- Also known as: "Philadelphia" Jerry Ricks
- Born: Gerald Lawrence Ricks May 22, 1940 Philadelphia, Pennsylvania, U.S.
- Died: December 10, 2007 (aged 67) Rijeka, Croatia
- Genres: Country blues
- Occupation(s): Guitarist, singer

= Jerry Ricks =

American blues musician (1940–2007)

Gerald Lawrence "Jerry" Ricks (May 22, 1940 – December 10, 2007), often billed as "Philadelphia" Jerry Ricks, was an American country blues guitarist and singer.

==Life and career==
Ricks was born and grew up in Philadelphia, Pennsylvania, playing trumpet as a child. He started playing guitar in local coffee shops in the late 1950s. He worked as a booking manager for the Second Fret Coffee House in Philadelphia from 1960-1966, coming into contact with many key figures in the blues revival, including Son House, Lightnin' Hopkins, Libba Cotten, Jesse Fuller, Mance Lipscomb, and Lonnie Johnson. He recorded with Mississippi John Hurt in 1964.

In 1969, Ricks toured with Buddy Guy on a State Department-sponsored East African tour. After returning to the U.S. briefly to do field work in Arkansas for the Smithsonian Institution, he moved to Europe in 1971. He lived in Europe for most of the 1970s and 1980s, only returning to the US in 1972 and 1973, when he recorded with Hall & Oates on Whole Oats and Abandoned Luncheonette. In Germany, he recorded several albums with Oscar Klein, and in Italy recorded with Giulio Camarca.

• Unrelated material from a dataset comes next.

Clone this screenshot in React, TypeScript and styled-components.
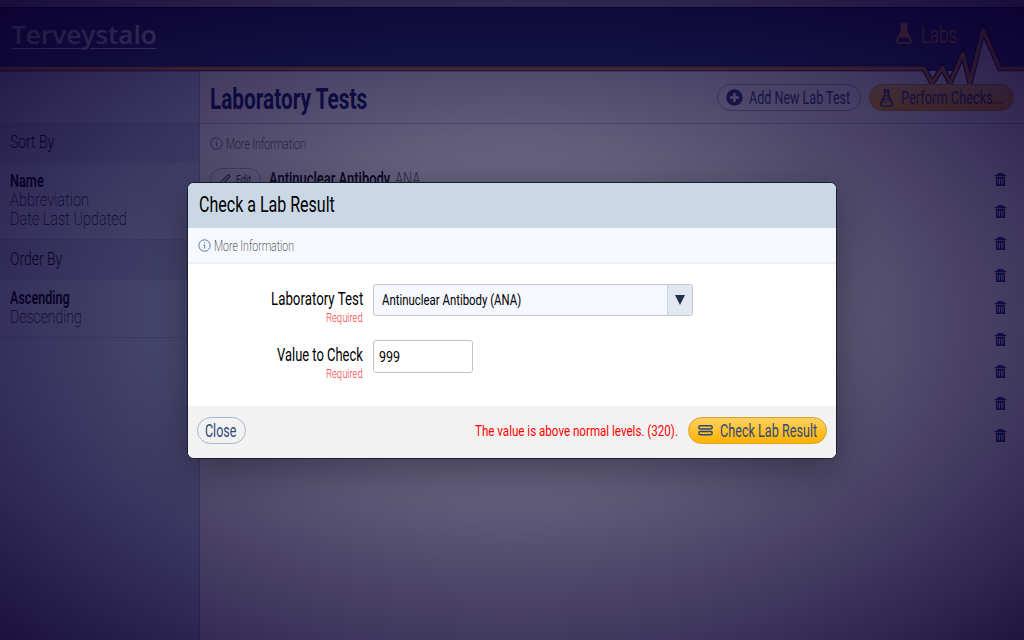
import React, { useLayoutEffect, useRef, useState } from "react";
import styled, { createGlobalStyle } from "styled-components";

const Global = createGlobalStyle`
  * { box-sizing: border-box; }
  html, body, #root { height: 100%; margin: 0; }
  body { overflow: hidden; font-family: Roboto, "Liberation Sans", sans-serif; background: #fff; }
  button { font: inherit; }
`;

interface LabelStyle { size: number; weight?: number; color?: string; lh?: number; face?: string }

const LabelBox = styled.span<{ $w: number }>`
  display: block;
  flex: none;
  width: ${p => p.$w}px;
  white-space: nowrap;
`;
const LabelInk = styled.span<{ $s: LabelStyle }>`
  display: inline-block;
  vertical-align: top;
  transform-origin: 0 50%;
  font-family: ${p => p.$s.face ?? "Roboto"}, "Liberation Sans", sans-serif;
  font-size: ${p => p.$s.size}px;
  font-weight: ${p => p.$s.weight ?? 400};
  line-height: ${p => p.$s.lh ?? 20}px;
  color: ${p => p.$s.color ?? "inherit"};
`;

/* Condensed label: squeezes its text horizontally to the given width. */
function Label({ w, children, ...s }: LabelStyle & { w: number; children: string }) {
  const ref = useRef<HTMLSpanElement>(null);
  const [k, setK] = useState(1);
  useLayoutEffect(() => {
    if (ref.current) setK(w / ref.current.offsetWidth);
  }, [w, children]);
  return (
    <LabelBox $w={w}>
      <LabelInk ref={ref} $s={s} style={{ transform: `scaleX(${k})` }}>{children}</LabelInk>
    </LabelBox>
  );
}

const Page = styled.div`
  position: relative;
  width: 1024px;
  height: 640px;
  display: flex;
  flex-direction: column;
  overflow: hidden;
`;
const TopStrip = styled.div`height: 7px; background: #a8acb8;`;
const Header = styled.header`
  position: relative;
  height: 64px;
  display: flex;
  justify-content: space-between;
  padding: 12px 67px 0 11px;
  background: linear-gradient(#182658, #264070);
  border-top: 1px solid #000030;
`;
const Brand = styled.div`
  display: flex;
  flex-direction: column;
  width: 146px;
`;
const BrandRule = styled.div`
  display: flex;
  gap: 8px;
  margin-top: -1px;
  &::before, &::after { content: ""; height: 1px; background: #e6e6f4; }
  &::before { width: 71px; }
  &::after { width: 66px; }
`;
const Section = styled.div`
  display: flex;
  align-items: flex-start;
  gap: 9px;
  padding-top: 3px;
  color: #f5a040;
`;
const Pulse = styled.svg`
  position: absolute;
  left: 0;
  top: 13px;
`;
const Body = styled.div`flex: 1; display: flex;`;
const Sidebar = styled.aside`
  width: 200px;
  background: #c8d8ec;
  border-right: 1px solid #a3b7cb;
`;
const SideSpacer = styled.div`height: 53px; border-bottom: 1px solid #abbccf;`;
const SideTitle = styled.div<{ $h: number }>`
  height: ${p => p.$h}px;
  padding: ${p => p.$h - 32}px 10px 0;
  background: #b6c6dc;
`;
const SideGroup = styled.div`
  padding: 8px 10px 11px;
  border-bottom: 1px solid #abbccf;
`;
const SideItem = styled.div`height: 19px;`;
const Main = styled.main`flex: 1; display: flex; flex-direction: column;`;
const TitleBar = styled.div`
  height: 53px;
  display: flex;
  align-items: center;
  gap: 8px;
  padding: 0 10px;
  border-bottom: 1px solid #c0cad8;
`;
const Title = styled.div`padding-top: 3px;`;
const Grow = styled.div`flex: 1;`;
const Pill = styled.button<{ $gold?: boolean; $w: number; $h?: number; $px?: number; $gap?: number }>`
  position: relative;
  display: flex;
  align-items: center;
  flex: none;
  width: ${p => p.$w}px;
  height: ${p => p.$h ?? 27}px;
  padding: 1px 0 0 ${p => p.$px ?? 8}px;
  gap: ${p => p.$gap ?? 6}px;
  border-radius: 14px;
  border: 1px solid ${p => (p.$gold ? "#d8a02c" : "#a3b8d6")};
  background: ${p => (p.$gold ? "linear-gradient(#ffd062, #ffb300)" : "transparent")};
  color: #2f4778;
`;
const InfoRow = styled.div<{ $modal?: boolean }>`
  height: ${p => (p.$modal ? 36 : 39)}px;
  display: flex;
  align-items: center;
  gap: 3px;
  padding: ${p => (p.$modal ? 2 : 0)}px 10px 0;
  color: #5f74a4;
  ${p => p.$modal && "background: #f5f8fe; border-bottom: 2px solid #edf0f7;"}
`;
const Row = styled.div`
  height: 32px;
  display: flex;
  align-items: center;
  padding: 0 18px 0 10px;
  color: #0c2468;
`;
const RowName = styled.div`display: flex; gap: 5px; padding-left: 8px;`;

const Shade = styled.div`
  position: absolute;
  inset: 0;
  display: flex;
  align-items: center;
  justify-content: center;
  background: radial-gradient(ellipse farthest-corner at center, rgba(12, 8, 50, 0.6) 0%, rgba(12, 6, 50, 0.625) 35%, rgba(12, 3, 50, 0.715) 54%, rgba(12, 2, 50, 0.79) 72%, rgba(12, 0, 48, 0.85) 86%, rgba(12, 0, 46, 0.92) 100%);
`;
const Dialog = styled.section`
  width: 650px;
  height: 277px;
  display: flex;
  flex-direction: column;
  overflow: hidden;
  border: 1px solid #1a1b30;
  border-radius: 7px;
  background: #fff;
  box-shadow: 0 10px 40px rgba(20, 18, 35, 0.5);
`;
const DialogHead = styled.div`height: 45px; padding: 6px 11px; background: #cad8e5;`;
const Form = styled.div`
  flex: 1;
  display: flex;
  flex-direction: column;
  gap: 23px;
  padding-top: 20px;
`;
const Field = styled.div`display: flex; height: 33px; gap: 10px;`;
const FieldLabel = styled.div`
  width: 175px;
  display: flex;
  flex-direction: column;
  align-items: flex-end;
  padding-top: 5px;
`;
const Select = styled.div`
  width: 320px;
  height: 32px;
  display: flex;
  align-items: center;
  justify-content: space-between;
  padding-left: 8px;
  border: 1px solid #c4c6ca;
  border-radius: 3px;
  background: #f5f8fe;
  overflow: hidden;
`;
const Arrow = styled.div`
  width: 25px;
  height: 100%;
  display: flex;
  align-items: center;
  justify-content: center;
  background: #e2e8f2;
  border-left: 1px solid #cdd5e3;
`;
const Input = styled.div`
  width: 100px;
  height: 33px;
  display: flex;
  align-items: center;
  padding: 1px 0 0 5px;
  border: 1px solid #c2c2c2;
  border-radius: 3px;
`;
const Foot = styled.footer`
  height: 52px;
  display: flex;
  align-items: flex-start;
  gap: 10px;
  padding: 11px 9px 0 9px;
  background: #f2f2f2;
`;
const Message = styled.div`padding-top: 5px;`;

const Info = () => (
  <svg width="13" height="13" viewBox="0 0 13 13" fill="none" stroke="currentColor">
    <circle cx="6.5" cy="6.5" r="5.7" />
    <path d="M5.5 5.8h1.2v3.7" />
    <path d="M6.1 3.3h1v1h-1z" fill="currentColor" stroke="none" />
  </svg>
);
const Flask = ({ w, h, bubbles }: { w: number; h: number; bubbles?: boolean }) => (
  <svg width={w} height={h} viewBox="0 0 16 21" fill="none" stroke="currentColor" strokeWidth="1.7">
    <path d="M4.5 1h7M5.8 1.5v6.3L1.3 16.5c-.9 2 .1 3.5 1.9 3.5h9.6c1.8 0 2.8-1.5 1.9-3.5L10.2 7.8V1.5" />
    {bubbles
      ? <path d="M6 3.5h4M6 8h4M4.5 12h3M8.5 10.5h2M9 13.5h2.5M3.5 15h4" />
      : <path d="M5.8 2h4.4v5.8l3.4 6.2c-2 2.3-3.5-.6-6 .2-2 1-3.5.8-4.4-.6l2.6-5.8z" fill="currentColor" stroke="none" />}
  </svg>
);
const Plus = () => (
  <svg width="17" height="17" viewBox="0 0 17 17">
    <circle cx="8.5" cy="8.5" r="8.3" fill="currentColor" />
    <path d="M8.5 4v9M4 8.5h9" stroke="#fff" strokeWidth="2.4" />
  </svg>
);
const Pencil = () => (
  <svg width="12" height="12" viewBox="0 0 12 12" fill="none" stroke="currentColor" strokeWidth="1.2">
    <path d="M.8 11.2l1-3L8.7 1.3q.9-.8 1.7 0 .8.9 0 1.7L3.7 10.1z" />
  </svg>
);
const Trash = () => (
  <svg width="11" height="13" viewBox="0 0 11 13" fill="none" stroke="currentColor" strokeWidth="1.5">
    <path d="M0 2.5h11M3.5 2V.7h4V2" />
    <path d="M1.7 4.6h7.6v7.6H1.7z" />
    <path d="M3.7 5v7M5.5 5v7M7.3 5v7" strokeWidth="1" />
  </svg>
);
const Bars = () => (
  <svg width="15" height="11" viewBox="0 0 15 11" fill="none" stroke="currentColor" strokeWidth="1.5">
    <rect x=".8" y=".8" width="13.4" height="3.2" rx="1.6" />
    <rect x=".8" y="6.5" width="13.4" height="3.2" rx="1.6" />
  </svg>
);

const More = () => <Label w={80} size={14} weight={200} color="#222">More Information</Label>;
const rows = [0, 1, 2, 3, 4, 5, 6, 7, 8];
const wave = "M-5 47.5H924L932 62L942.5 46.5L950 62L963 32.5L970 62L983 9L1000 47.5H1030";

export default function App() {
  return (
    <Page>
      <Global />
      <TopStrip />
      <Header>
        <Brand>
          <Label w={146} size={26} weight={600} face="'Open Sans'" color="#d8d8ea" lh={29}>Terveystalo</Label>
          <BrandRule />
        </Brand>
        <Section>
          <Flask w={16} h={21} />
          <Label w={36} size={24} weight={300} lh={25}>Labs</Label>
        </Section>
        <Pulse width="1024" height="70" viewBox="0 0 1024 70">
          <path d="M924 49L932 63L942 48L950 63L963 34L970 63L983 10L999 48V70H924z" fill="#fff" />
          <path d={wave} fill="none" stroke="#000048" strokeWidth="5.6" />
          <path d={wave} fill="none" stroke="#d88a28" strokeWidth="3.8" strokeLinejoin="round" />
        </Pulse>
      </Header>
      <Body>
        <Sidebar>
          <SideSpacer />
          <SideTitle $h={39}><Label w={44} size={19} weight={300} lh={21}>Sort By</Label></SideTitle>
          <SideGroup>
            <SideItem><Label w={34} size={18} weight={600}>Name</Label></SideItem>
            <SideItem><Label w={79} size={18} weight={200} color="#111">Abbreviation</Label></SideItem>
            <SideItem><Label w={117} size={18} weight={200} color="#111">Date Last Updated</Label></SideItem>
          </SideGroup>
          <SideTitle $h={40}><Label w={52} size={19} weight={300} lh={21}>Order By</Label></SideTitle>
          <SideGroup>
            <SideItem><Label w={60} size={18} weight={600}>Ascending</Label></SideItem>
            <SideItem><Label w={72} size={18} weight={200} color="#111">Descending</Label></SideItem>
          </SideGroup>
        </Sidebar>
        <Main>
          <TitleBar>
            <Title><Label w={157} size={29} weight={700} color="#0c2468" lh={32}>Laboratory Tests</Label></Title>
            <Grow />
            <Pill $w={144}><Plus /><Label w={101} size={18.5}>Add New Lab Test</Label></Pill>
            <Pill $gold $w={145} $px={9} $gap={7}><Flask w={15} h={18} bubbles /><Label w={102} size={18.5}>Perform Checks...</Label></Pill>
          </TitleBar>
          <InfoRow><Info /><More /></InfoRow>
          {rows.map(i => (
            <Row key={i}>
              {i === 0 && (
                <>
                  <Pill $w={51} $h={23} $gap={5}><Pencil /><Label w={15} size={12.5}>Edit</Label></Pill>
                  <RowName>
                    <Label w={121} size={18} weight={500} color="#000">Antinuclear Antibody</Label>
                    <Label w={25} size={18} weight={300} color="#555">ANA</Label>
                  </RowName>
                </>
              )}
              <Grow />
              <Trash />
            </Row>
          ))}
        </Main>
      </Body>
      <Shade>
        <Dialog>
          <DialogHead><Label w={136} size={22.5} weight={400} lh={30}>Check a Lab Result</Label></DialogHead>
          <InfoRow $modal><Info /><More /></InfoRow>
          <Form>
            <Field>
              <FieldLabel>
                <Label w={92} size={18.5}>Laboratory Test</Label>
                <Label w={37} size={13} weight={300} color="#f33" lh={17}>Required</Label>
              </FieldLabel>
              <Select>
                <Label w={139} size={15}>Antinuclear Antibody (ANA)</Label>
                <Arrow><svg width="10" height="10" viewBox="0 0 10 10"><path d="M0 0h10L5 10z" fill="#203450" /></svg></Arrow>
              </Select>
            </Field>
            <Field>
              <FieldLabel>
                <Label w={86} size={18.5}>Value to Check</Label>
                <Label w={37} size={13} weight={300} color="#f33" lh={17}>Required</Label>
              </FieldLabel>
              <Input><Label w={21} size={15.5}>999</Label></Input>
            </Field>
          </Form>
          <Foot>
            <Pill $w={49} $px={7}><Label w={31} size={18.5}>Close</Label></Pill>
            <Grow />
            <Message><Label w={203} size={14.5} color="#f00">The value is above normal levels. (320).</Label></Message>
            <Pill $gold $w={139} $px={9} $gap={7}><Bars /><Label w={97} size={18.5}>Check Lab Result</Label></Pill>
          </Foot>
        </Dialog>
      </Shade>
    </Page>
  );
}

His first solo album, in 1984, was recorded in Zagreb, at that time in Yugoslavia, and he also recorded albums in Hungary, Austria and Switzerland. He returned to live in the United States in the early 1990s. On February 17, 1991, he and John Oates performed "Come Back Baby" at Hall & Oates' concert at the Tower Theater in Upper Darby. His first American releases did not arrive until 1998, when Rooster Blues released his Deep in the Well. The album was nominated for three W.C. Handy Awards. Many Miles of Blues followed on the same label in 2000.

In 2007, Ricks and his wife moved to Kastav, Croatia. He suffered a stroke that year, and a benefit concert featuring Shemekia Copeland and David Bromberg was held in the US to help pay his medical bills. He died on December 10, 2007, aged 67, in a hospital in Rijeka, Croatia.

The biggest blues festival in Croatia, Kastav Blues Festival, was established in honour of Ricks. It has been held since 2008 and is still ongoing. Every year in the first week of August, eminent names of national, European and global blues musicians assemble in Kastav, Croatia, to honour Ricks' influence.

Ricks fathered two children: Jamie R. Ricks (June 11, 1963 – September 1, 2017) and visual artist Kellie L. Ricks (May 1964 – September 2020).